# WORK REQUIRED
Render the material again word for word, skipping the pictures in it.

_ _ _ _ _ _ _

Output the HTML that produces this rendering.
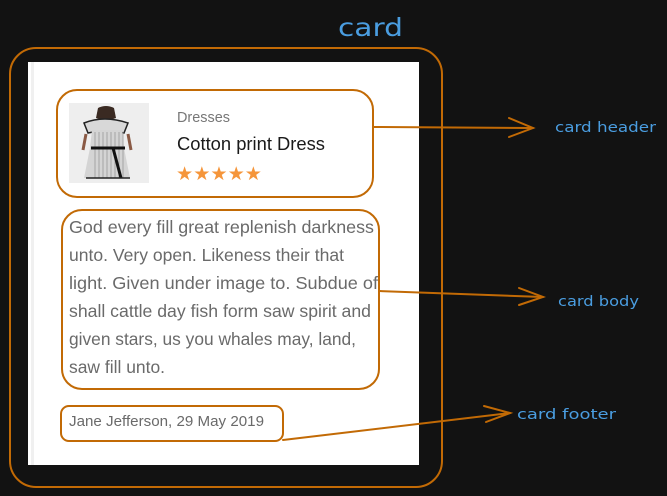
<!DOCTYPE html>
<html><head><meta charset="utf-8"><style>
html,body{margin:0;padding:0;background:#121212;width:667px;height:496px;overflow:hidden}
</style></head><body>
<svg width="667" height="496" xmlns="http://www.w3.org/2000/svg" style="position:absolute;left:0;top:0">
<rect x="0" y="0" width="667" height="496" fill="#121212"/>
<rect x="28" y="62" width="391" height="403" fill="#ffffff"/>
<rect x="31" y="62" width="3" height="403" fill="#f0f0f0"/>
<rect x="69" y="103" width="80" height="80" fill="#eeeeee"/>
<path d="M98 108 q8-4 16 0 l2 10 q-10 4-20 0z" fill="#3a2a22"/>
<path d="M84 123 q20-8 44 0 l-4 10 q-18 -4-36 0z" fill="#d8d8d8" stroke="#222" stroke-width="1.5"/>
<path d="M92 130 h30 l2 18 l6 30 h-46 l6-30z" fill="#d4d4d4"/>
<g stroke="#999" stroke-width="0.8"><path d="M95 132v46M99 132v46M103 132v46M107 132v46M111 132v46M115 132v46M119 132v46M123 132v46"/></g>
<path d="M91 148 h34" stroke="#111" stroke-width="3"/>
<path d="M113 148 l8 30" stroke="#111" stroke-width="3"/>
<path d="M86 134 l-3 16 M128 134 l3 16" stroke="#8a5a45" stroke-width="3"/>
<path d="M86 178 h44" stroke="#222" stroke-width="1.5"/>
<text x="177" y="122" font-family="Liberation Sans,sans-serif" font-size="15" fill="#777" textLength="53" lengthAdjust="spacingAndGlyphs">Dresses</text>
<text x="177" y="150" font-family="Liberation Sans,sans-serif" font-size="18" fill="#1a1a1a" textLength="148" lengthAdjust="spacingAndGlyphs">Cotton print Dress</text>
<text x="176" y="180" font-family="DejaVu Sans,sans-serif" font-size="19" fill="#f5953a" textLength="86" lengthAdjust="spacingAndGlyphs">★★★★★</text>
<g font-family="Liberation Sans,sans-serif" font-size="17.5" fill="#6a6a6a" lengthAdjust="spacingAndGlyphs">
<text x="69" y="233" textLength="305" lengthAdjust="spacingAndGlyphs">God every fill great replenish darkness</text>
<text x="69" y="261" textLength="275" lengthAdjust="spacingAndGlyphs">unto. Very open. Likeness their that</text>
<text x="69" y="289" textLength="309" lengthAdjust="spacingAndGlyphs">light. Given under image to. Subdue of</text>
<text x="69" y="317" textLength="302" lengthAdjust="spacingAndGlyphs">shall cattle day fish form saw spirit and</text>
<text x="69" y="345" textLength="287" lengthAdjust="spacingAndGlyphs">given stars, us you whales may, land,</text>
<text x="69" y="373" textLength="96" lengthAdjust="spacingAndGlyphs">saw fill unto.</text>
</g>
<text x="69" y="426" font-family="Liberation Sans,sans-serif" font-size="15" fill="#6a6a6a" textLength="195" lengthAdjust="spacingAndGlyphs">Jane Jefferson, 29 May 2019</text>
<g fill="none" stroke="#c26a05" stroke-width="2" stroke-linecap="round">
<rect x="10" y="48" width="432" height="439" rx="26"/>
<rect x="57" y="90" width="316" height="107" rx="20"/>
<rect x="62" y="210" width="317" height="179" rx="20"/>
<rect x="61" y="406" width="222" height="35" rx="8"/>
<path d="M373 127 L533 128"/><path d="M509 118 L533 128 L509 137"/>
<path d="M379 291 L543 297"/><path d="M519 288 L543 297 L519 305"/>
<path d="M283 440 L510 413"/><path d="M484 406 L510 413 L486 422"/>
</g>
<g font-family="'DejaVu Sans',sans-serif" fill="#4a9de0">
<text x="338" y="36" font-size="25" textLength="65" lengthAdjust="spacingAndGlyphs">card</text>
<text x="555" y="132" font-size="14" textLength="101" lengthAdjust="spacingAndGlyphs">card header</text>
<text x="558" y="306" font-size="14" textLength="81" lengthAdjust="spacingAndGlyphs">card body</text>
<text x="517" y="419" font-size="14" textLength="99" lengthAdjust="spacingAndGlyphs">card footer</text>
</g>
</svg>
</body></html>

_ _ _ _ _ _ _

# COMPLETED TASK
Output the HTML that produces this rendering.
<!DOCTYPE html>
<html><head><meta charset="utf-8"><style>
html,body{margin:0;padding:0;background:#121212;width:667px;height:496px;overflow:hidden}
</style></head><body>
<svg width="667" height="496" xmlns="http://www.w3.org/2000/svg" style="position:absolute;left:0;top:0">
<rect x="0" y="0" width="667" height="496" fill="#121212"/>
<rect x="28" y="62" width="391" height="403" fill="#ffffff"/>
<rect x="31" y="62" width="3" height="403" fill="#f0f0f0"/>
<rect x="69" y="103" width="80" height="80" fill="#eeeeee"/>
<path d="M98 108 q8-4 16 0 l2 10 q-10 4-20 0z" fill="#3a2a22"/>
<path d="M84 123 q20-8 44 0 l-4 10 q-18 -4-36 0z" fill="#d8d8d8" stroke="#222" stroke-width="1.5"/>
<path d="M92 130 h30 l2 18 l6 30 h-46 l6-30z" fill="#d4d4d4"/>
<g stroke="#999" stroke-width="0.8"><path d="M95 132v46M99 132v46M103 132v46M107 132v46M111 132v46M115 132v46M119 132v46M123 132v46"/></g>
<path d="M91 148 h34" stroke="#111" stroke-width="3"/>
<path d="M113 148 l8 30" stroke="#111" stroke-width="3"/>
<path d="M86 134 l-3 16 M128 134 l3 16" stroke="#8a5a45" stroke-width="3"/>
<path d="M86 178 h44" stroke="#222" stroke-width="1.5"/>
<text x="177" y="122" font-family="Liberation Sans,sans-serif" font-size="15" fill="#777" textLength="53" lengthAdjust="spacingAndGlyphs">Dresses</text>
<text x="177" y="150" font-family="Liberation Sans,sans-serif" font-size="18" fill="#1a1a1a" textLength="148" lengthAdjust="spacingAndGlyphs">Cotton print Dress</text>
<text x="176" y="180" font-family="DejaVu Sans,sans-serif" font-size="19" fill="#f5953a" textLength="86" lengthAdjust="spacingAndGlyphs">★★★★★</text>
<g font-family="Liberation Sans,sans-serif" font-size="17.5" fill="#6a6a6a" lengthAdjust="spacingAndGlyphs">
<text x="69" y="233" textLength="305" lengthAdjust="spacingAndGlyphs">God every fill great replenish darkness</text>
<text x="69" y="261" textLength="275" lengthAdjust="spacingAndGlyphs">unto. Very open. Likeness their that</text>
<text x="69" y="289" textLength="309" lengthAdjust="spacingAndGlyphs">light. Given under image to. Subdue of</text>
<text x="69" y="317" textLength="302" lengthAdjust="spacingAndGlyphs">shall cattle day fish form saw spirit and</text>
<text x="69" y="345" textLength="287" lengthAdjust="spacingAndGlyphs">given stars, us you whales may, land,</text>
<text x="69" y="373" textLength="96" lengthAdjust="spacingAndGlyphs">saw fill unto.</text>
</g>
<text x="69" y="426" font-family="Liberation Sans,sans-serif" font-size="15" fill="#6a6a6a" textLength="195" lengthAdjust="spacingAndGlyphs">Jane Jefferson, 29 May 2019</text>
<g fill="none" stroke="#c26a05" stroke-width="2" stroke-linecap="round">
<rect x="10" y="48" width="432" height="439" rx="26"/>
<rect x="57" y="90" width="316" height="107" rx="20"/>
<rect x="62" y="210" width="317" height="179" rx="20"/>
<rect x="61" y="406" width="222" height="35" rx="8"/>
<path d="M373 127 L533 128"/><path d="M509 118 L533 128 L509 137"/>
<path d="M379 291 L543 297"/><path d="M519 288 L543 297 L519 305"/>
<path d="M283 440 L510 413"/><path d="M484 406 L510 413 L486 422"/>
</g>
<g font-family="'DejaVu Sans',sans-serif" fill="#4a9de0">
<text x="338" y="36" font-size="25" textLength="65" lengthAdjust="spacingAndGlyphs">card</text>
<text x="555" y="132" font-size="14" textLength="101" lengthAdjust="spacingAndGlyphs">card header</text>
<text x="558" y="306" font-size="14" textLength="81" lengthAdjust="spacingAndGlyphs">card body</text>
<text x="517" y="419" font-size="14" textLength="99" lengthAdjust="spacingAndGlyphs">card footer</text>
</g>
</svg>
</body></html>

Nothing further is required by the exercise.